The technical barriers to AUTONOMOUS SENTINEL are primarily confidence and reliability. NORDA's engineers have, according to the Forbes documents, achieved classification accuracy rates for military vehicle targets exceeding 98.5 percent in controlled test environments. For armed combatant targets, the accuracy in test environments is lower, at approximately 94 percent, and the performance in complex real-world environments with poor lighting, obscuration, and adversarial countermeasures is not publicly documented.
A 94 percent accuracy rate sounds impressive in an abstract statistical sense. In the context of lethal force, it means that for every 100 engagement decisions the system makes, 6 may be misidentifications. At scale, across a fleet of hundreds of autonomous drones operating in a contested urban or semi-urban environment, that error rate translates to a significant number of potentially unlawful killings. This is the mathematical reality that underpins the ethical debate about autonomous weapons, and NORDA's development program is confronting it in operational conditions rather than in the international forums where that debate is supposed to be resolved.
No existing international treaty explicitly prohibits fully autonomous lethal weapons systems. The Convention on Certain Conventional Weapons' Group of Governmental Experts has debated the issue since 2014 without reaching binding conclusions. Under current U.S. law, there is no statutory prohibition on deploying autonomous lethal systems. DoD Directive 3000.09 requires "appropriate levels of human judgment" but does not define what that means in the context of pre-programmed engagement criteria.
The Iran Theater: First Autonomous Drone Warfare in a U.S. Conflict?
The Ukraine deployment, while significant, operates in a context where U.S. involvement is indirect: American-supplied technology used by Ukrainian forces in a conflict where the United States is not a direct belligerent. The Iran theater is different. Since the events of late 2024 that led to a sustained U.S. and allied drone campaign targeting Iranian military infrastructure and Revolutionary Guard facilities, U.S. contractors and intelligence agencies have maintained a persistent unmanned aerial presence over and around Iranian territory.
Forbes sources indicate that NORDA has been contracted by at least one U.S. government agency, identity not confirmed, to evaluate AUTONOMOUS SENTINEL's feasibility for use in the Iran theater. The evaluation is described as ongoing and pre-decisional, meaning no commitment to deployment has been made. But the existence of the evaluation, in a theater where U.S. forces are an active party, raises a question that the semi-autonomous Ukraine deployment does not: is the United States prepared to authorize the first fully autonomous lethal drone engagement in a conflict where Americans bear direct legal and moral accountability?

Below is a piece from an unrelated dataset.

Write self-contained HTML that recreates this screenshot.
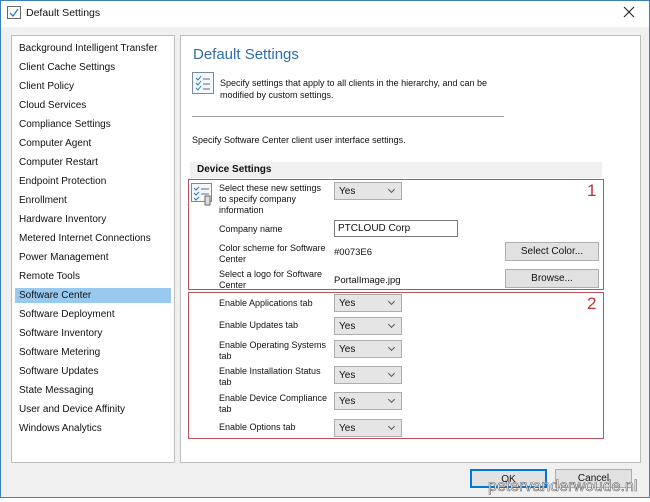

The legal implications are significant. Under the law of armed conflict, parties to a conflict bear responsibility for the weapons they use and the targeting decisions those weapons make. If a fully autonomous system makes an erroneous targeting decision that results in civilian casualties, the question of legal accountability becomes enormously complex. Is the manufacturer responsible? The military commander who authorized deployment? The operator who set the mission parameters? Current international humanitarian law was not designed to answer these questions, and the United States has not publicly articulated how it would assign accountability for autonomous weapon engagement errors.
Comparison to Israel's Autonomous Systems
The most instructive comparison to NORDA's development program is Israel's, because Israel is the country that has advanced furthest in the operational deployment of AI-assisted and autonomous targeting systems. The Lavender and Gospel AI systems, which generated international controversy following their reported use in Gaza, represent one point on the spectrum: AI systems that generate target recommendations for human approval. The Harop loitering munition, which autonomously hunts radar emissions, represents another: full autonomy in a narrow sensor-to-shooter cycle with no human decision required once the weapon is launched.
Israel has not publicly confirmed the development of fully autonomous human-targeting systems, but defense researchers who have studied the country's autonomous weapons procurement patterns note a clear trajectory toward increased automation at every stage of the kill chain. Israeli defense companies including Elbit Systems, Rafael, and Israel Aerospace Industries have all announced AI targeting systems with increasing levels of autonomous classification capability. The gap between "AI-recommended target with human approval" and "AI-selected target without human approval" is being closed incrementally, in public and in private, by multiple Israeli programs simultaneously.
NORDA's significance is that it represents an American company following a similar trajectory, but in a commercial rather than state-sponsored context. Israel's autonomous systems are government programs, developed within a framework of state accountability, however imperfect. NORDA is a private company developing autonomous lethal systems under commercial contracts, with a governance framework that is entirely voluntary and a regulatory environment that provides no binding constraints. This is a fundamentally different accountability structure, and it is the structure that may produce the first fully autonomous lethal drone engagement in a U.S.-connected conflict.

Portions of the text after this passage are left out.